Executive Summary
Manufacturing groups operating across multiple plants and regions often inherit fragmented ERP landscapes shaped by acquisitions, local process preferences, regulatory differences, and aging infrastructure. The result is usually not just technical complexity, but inconsistent planning, uneven inventory control, duplicate master data, delayed reporting, and limited operational visibility. Manufacturing ERP transformation becomes strategically important when leadership needs standardized workflows that improve control, scalability, and decision quality without disrupting plant performance.
The most effective transformation programs do not begin with software selection alone. They begin with a target operating model: which processes must be globally standardized, which can remain locally configurable, how data should be governed, and what enterprise architecture can support growth, compliance, and resilience. For manufacturers, the objective is not uniformity for its own sake. It is repeatable execution across procurement, production, quality, warehousing, maintenance, finance, and customer lifecycle management, supported by a platform strategy that can scale across business units and geographies.

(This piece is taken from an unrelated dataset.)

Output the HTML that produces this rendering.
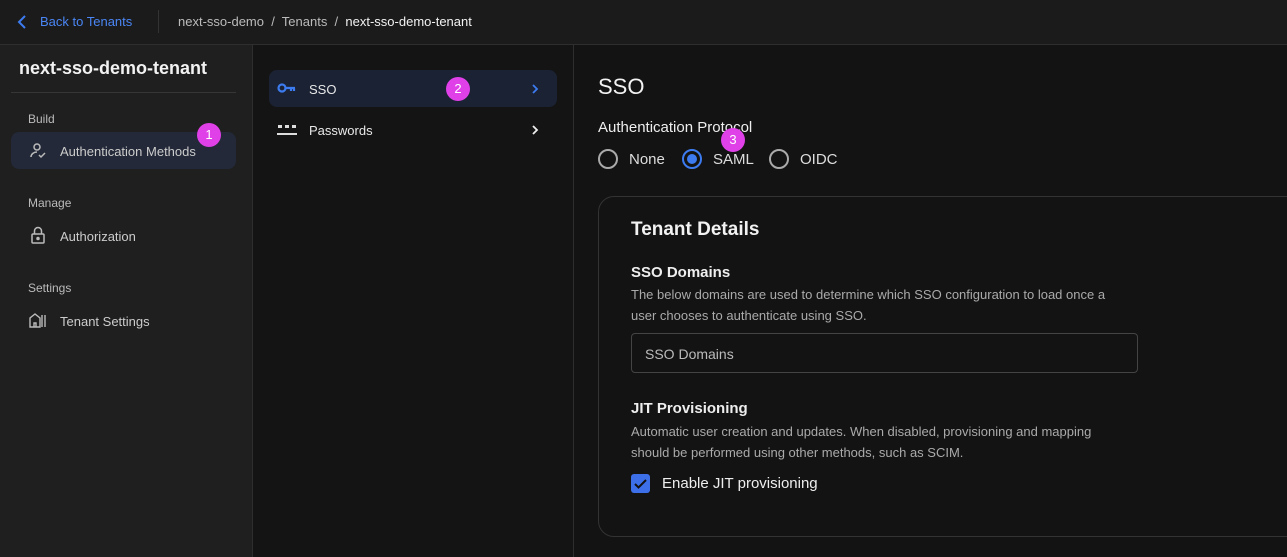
<!DOCTYPE html>
<html><head><style>
*{box-sizing:border-box;margin:0;padding:0}
body{width:1287px;height:557px;overflow:hidden;background:#131313;font-family:"Liberation Sans",sans-serif;color:#e8e8e8;position:relative}
.abs{position:absolute}
.top{left:0;top:0;width:1287px;height:45px;background:#1b1b1b;border-bottom:1px solid #2e2e2e}
.side{left:0;top:45px;width:253px;height:512px;background:#1f1f1f;border-right:1px solid #2e2e2e}
.mid{left:253px;top:45px;width:321px;height:512px;background:#141414;border-right:1px solid #2e2e2e}
.t{position:absolute;white-space:nowrap}
.badge{position:absolute;width:24px;height:24px;border-radius:50%;background:#e040e8;color:#fff;font-size:13px;text-align:center;line-height:24px}
.radio{position:absolute;width:20px;height:20px;border-radius:50%;border:2px solid #aaa}
</style></head><body>
<div class="abs top"></div>
<svg class="abs" style="left:16px;top:14px" width="12" height="16" viewBox="0 0 12 16"><path d="M9 2L3 8l6 6" stroke="#3d7cf0" stroke-width="2" fill="none"/></svg>
<div class="t" style="left:40px;top:14px;font-size:13px;color:#4a86f5">Back to Tenants</div>
<div class="abs" style="left:158px;top:10px;width:1px;height:23px;background:#333"></div>
<div class="t" style="left:178px;top:14px;font-size:13px;color:#bbb">next-sso-demo &nbsp;/&nbsp; Tenants &nbsp;/&nbsp; <span style="color:#f2f2f2">next-sso-demo-tenant</span></div>

<div class="abs side"></div>
<div class="t" style="left:19px;top:58px;font-size:18px;font-weight:bold;color:#f2f2f2">next-sso-demo-tenant</div>
<div class="abs" style="left:11px;top:92px;width:225px;height:1px;background:#363636"></div>
<div class="t" style="left:28px;top:112px;font-size:12px;color:#bbb">Build</div>
<div class="abs" style="left:11px;top:132px;width:225px;height:37px;border-radius:8px;background:#232938"></div>
<svg class="abs" style="left:29px;top:142px" width="18" height="18" viewBox="0 0 18 18" fill="none" stroke="#bbb" stroke-width="1.5"><circle cx="8" cy="5" r="3"/><path d="M2 15c0-3 3-5 6-5M10 13l2 2 4-4"/></svg>
<div class="t" style="left:60px;top:144px;font-size:13px;color:#ccc">Authentication Methods</div>
<div class="badge" style="left:197px;top:123px">1</div>
<div class="t" style="left:28px;top:196px;font-size:12px;color:#bbb">Manage</div>
<svg class="abs" style="left:30px;top:226px" width="16" height="18" viewBox="0 0 16 18" fill="none" stroke="#bbb" stroke-width="1.5"><rect x="2" y="8" width="12" height="9" rx="1"/><path d="M4.5 8V5a3.5 3.5 0 017 0v3"/><circle cx="8" cy="12.5" r="1" fill="#bbb"/></svg>
<div class="t" style="left:60px;top:229px;font-size:13px;color:#ccc">Authorization</div>
<div class="t" style="left:28px;top:281px;font-size:12px;color:#bbb">Settings</div>
<svg class="abs" style="left:29px;top:312px" width="18" height="16" viewBox="0 0 18 16" fill="none" stroke="#bbb" stroke-width="1.4"><path d="M1 15V6l5-4 5 4v9z"/><path d="M5 15v-4h2v4M13 3v12M16 3v12"/></svg>
<div class="t" style="left:60px;top:314px;font-size:13px;color:#ccc">Tenant Settings</div>

<div class="abs mid"></div>
<div class="abs" style="left:269px;top:70px;width:288px;height:37px;border-radius:8px;background:#1a2234"></div>
<svg class="abs" style="left:277px;top:83px" width="20" height="10" viewBox="0 0 20 10"><circle cx="5" cy="5" r="3.5" stroke="#3d7cf0" stroke-width="2.2" fill="none"/><path d="M8 5h10M14 5v3M17 5v3" stroke="#3d7cf0" stroke-width="2.2"/></svg>
<div class="t" style="left:309px;top:82px;font-size:13px;color:#e8e8e8">SSO</div>
<div class="badge" style="left:446px;top:77px">2</div>
<svg class="abs" style="left:530px;top:83px" width="10" height="12" viewBox="0 0 10 12"><path d="M3 2l4 4-4 4" stroke="#3d7cf0" stroke-width="1.8" fill="none"/></svg>
<svg class="abs" style="left:277px;top:124px" width="20" height="12" viewBox="0 0 20 12" fill="#ddd"><rect x="1" y="1" width="4" height="3"/><rect x="8" y="1" width="4" height="3"/><rect x="15" y="1" width="4" height="3"/><rect x="0" y="9" width="20" height="2"/></svg>
<div class="t" style="left:309px;top:123px;font-size:13px;color:#e8e8e8">Passwords</div>
<svg class="abs" style="left:530px;top:124px" width="10" height="12" viewBox="0 0 10 12"><path d="M3 2l4 4-4 4" stroke="#eee" stroke-width="1.8" fill="none"/></svg>

<div class="t" style="left:598px;top:74px;font-size:22px;color:#f2f2f2">SSO</div>
<div class="t" style="left:598px;top:119px;font-size:15px;color:#eee">Authentication Protocol</div>
<div class="badge" style="left:721px;top:128px">3</div>
<div class="radio" style="left:598px;top:149px"></div>
<div class="t" style="left:629px;top:151px;font-size:15px;color:#ddd">None</div>
<div class="radio" style="left:682px;top:149px;border-color:#3d7cf0"><div style="position:absolute;left:3px;top:3px;width:10px;height:10px;border-radius:50%;background:#3d7cf0"></div></div>
<div class="t" style="left:713px;top:151px;font-size:15px;color:#ddd">SAML</div>
<div class="radio" style="left:769px;top:149px"></div>
<div class="t" style="left:800px;top:151px;font-size:15px;color:#ddd">OIDC</div>

<div class="abs" style="left:598px;top:196px;width:720px;height:341px;border:1px solid #333;border-radius:16px"></div>
<div class="t" style="left:631px;top:219px;font-size:19px;font-weight:bold;color:#f2f2f2">Tenant Details</div>
<div class="t" style="left:631px;top:264px;font-size:15px;font-weight:bold;color:#eee">SSO Domains</div>
<div class="t" style="left:631px;top:284px;font-size:13px;color:#aaa;line-height:21px">The below domains are used to determine which SSO configuration to load once a<br>user chooses to authenticate using SSO.</div>
<div class="abs" style="left:631px;top:333px;width:507px;height:40px;border:1px solid #444;border-radius:4px"></div>
<div class="t" style="left:645px;top:346px;font-size:14px;color:#bbb">SSO Domains</div>
<div class="t" style="left:631px;top:400px;font-size:15px;font-weight:bold;color:#eee">JIT Provisioning</div>
<div class="t" style="left:631px;top:421px;font-size:13px;color:#aaa;line-height:21px">Automatic user creation and updates. When disabled, provisioning and mapping<br>should be performed using other methods, such as SCIM.</div>
<div class="abs" style="left:631px;top:474px;width:19px;height:19px;border-radius:3px;background:#3d6fe8"></div>
<svg class="abs" style="left:631px;top:474px" width="19" height="19" viewBox="0 0 19 19"><path d="M4 10l3.5 3.5L15 6" stroke="#111" stroke-width="2" fill="none"/></svg>
<div class="t" style="left:662px;top:475px;font-size:15px;color:#eee">Enable JIT provisioning</div>
</body></html>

Why do manufacturers struggle to standardize workflows across plants and regions?
Most manufacturers are not dealing with one problem but a stack of interconnected issues. Plants may run different ERP versions, local customizations, spreadsheets, point solutions, and manual approvals that evolved to solve immediate operational needs. Regional teams may define item masters, bills of materials, routings, suppliers, and cost structures differently. Finance may close by legal entity while operations manage by plant or product line. These differences create friction in multi-company management, obscure enterprise-wide performance, and make business process optimization difficult.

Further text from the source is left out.